Task objective> Each line of the material below should be reproduced exactly.
*** Data shown ***
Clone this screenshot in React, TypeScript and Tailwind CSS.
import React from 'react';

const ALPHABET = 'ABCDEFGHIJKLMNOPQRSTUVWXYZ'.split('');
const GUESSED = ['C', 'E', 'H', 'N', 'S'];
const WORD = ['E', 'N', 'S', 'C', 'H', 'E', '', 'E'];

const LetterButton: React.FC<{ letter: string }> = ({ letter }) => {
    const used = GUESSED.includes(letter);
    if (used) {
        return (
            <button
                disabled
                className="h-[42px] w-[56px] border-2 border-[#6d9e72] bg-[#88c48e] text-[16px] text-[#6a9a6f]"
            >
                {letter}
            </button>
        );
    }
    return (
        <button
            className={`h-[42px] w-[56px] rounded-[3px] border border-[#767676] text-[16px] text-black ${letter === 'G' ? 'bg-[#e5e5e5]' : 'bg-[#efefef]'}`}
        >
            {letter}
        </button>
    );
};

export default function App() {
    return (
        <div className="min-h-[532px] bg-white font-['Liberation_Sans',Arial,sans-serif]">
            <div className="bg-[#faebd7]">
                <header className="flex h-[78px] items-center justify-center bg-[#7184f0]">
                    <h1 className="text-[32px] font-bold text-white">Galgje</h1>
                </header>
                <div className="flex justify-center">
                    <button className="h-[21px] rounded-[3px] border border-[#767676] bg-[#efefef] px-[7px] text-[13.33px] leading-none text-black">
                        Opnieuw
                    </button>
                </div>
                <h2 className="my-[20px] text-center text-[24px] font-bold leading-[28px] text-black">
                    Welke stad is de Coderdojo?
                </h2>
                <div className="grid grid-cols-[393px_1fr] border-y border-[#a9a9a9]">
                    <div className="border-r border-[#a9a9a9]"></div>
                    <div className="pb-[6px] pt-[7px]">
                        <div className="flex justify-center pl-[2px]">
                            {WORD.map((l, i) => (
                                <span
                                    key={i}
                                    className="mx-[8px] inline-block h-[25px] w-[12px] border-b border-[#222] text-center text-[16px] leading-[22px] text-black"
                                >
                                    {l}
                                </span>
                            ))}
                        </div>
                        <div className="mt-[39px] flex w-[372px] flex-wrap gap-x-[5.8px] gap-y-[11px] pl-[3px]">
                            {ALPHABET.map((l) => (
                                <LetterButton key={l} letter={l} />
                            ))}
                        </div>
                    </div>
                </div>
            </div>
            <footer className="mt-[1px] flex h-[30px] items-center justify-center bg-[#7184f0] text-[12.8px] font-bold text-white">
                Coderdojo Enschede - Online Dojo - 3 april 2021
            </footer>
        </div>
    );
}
***
Output of the task>
Clone this screenshot in React, TypeScript and Tailwind CSS.
import React from 'react';

const ALPHABET = 'ABCDEFGHIJKLMNOPQRSTUVWXYZ'.split('');
const GUESSED = ['C', 'E', 'H', 'N', 'S'];
const WORD = ['E', 'N', 'S', 'C', 'H', 'E', '', 'E'];

const LetterButton: React.FC<{ letter: string }> = ({ letter }) => {
    const used = GUESSED.includes(letter);
    if (used) {
        return (
            <button
                disabled
                className="h-[42px] w-[56px] border-2 border-[#6d9e72] bg-[#88c48e] text-[16px] text-[#6a9a6f]"
            >
                {letter}
            </button>
        );
    }
    return (
        <button
            className={`h-[42px] w-[56px] rounded-[3px] border border-[#767676] text-[16px] text-black ${letter === 'G' ? 'bg-[#e5e5e5]' : 'bg-[#efefef]'}`}
        >
            {letter}
        </button>
    );
};

export default function App() {
    return (
        <div className="min-h-[532px] bg-white font-['Liberation_Sans',Arial,sans-serif]">
            <div className="bg-[#faebd7]">
                <header className="flex h-[78px] items-center justify-center bg-[#7184f0]">
                    <h1 className="text-[32px] font-bold text-white">Galgje</h1>
                </header>
                <div className="flex justify-center">
                    <button className="h-[21px] rounded-[3px] border border-[#767676] bg-[#efefef] px-[7px] text-[13.33px] leading-none text-black">
                        Opnieuw
                    </button>
                </div>
                <h2 className="my-[20px] text-center text-[24px] font-bold leading-[28px] text-black">
                    Welke stad is de Coderdojo?
                </h2>
                <div className="grid grid-cols-[393px_1fr] border-y border-[#a9a9a9]">
                    <div className="border-r border-[#a9a9a9]"></div>
                    <div className="pb-[6px] pt-[7px]">
                        <div className="flex justify-center pl-[2px]">
                            {WORD.map((l, i) => (
                                <span
                                    key={i}
                                    className="mx-[8px] inline-block h-[25px] w-[12px] border-b border-[#222] text-center text-[16px] leading-[22px] text-black"
                                >
                                    {l}
                                </span>
                            ))}
                        </div>
                        <div className="mt-[39px] flex w-[372px] flex-wrap gap-x-[5.8px] gap-y-[11px] pl-[3px]">
                            {ALPHABET.map((l) => (
                                <LetterButton key={l} letter={l} />
                            ))}
                        </div>
                    </div>
                </div>
            </div>
            <footer className="mt-[1px] flex h-[30px] items-center justify-center bg-[#7184f0] text-[12.8px] font-bold text-white">
                Coderdojo Enschede - Online Dojo - 3 april 2021
            </footer>
        </div>
    );
}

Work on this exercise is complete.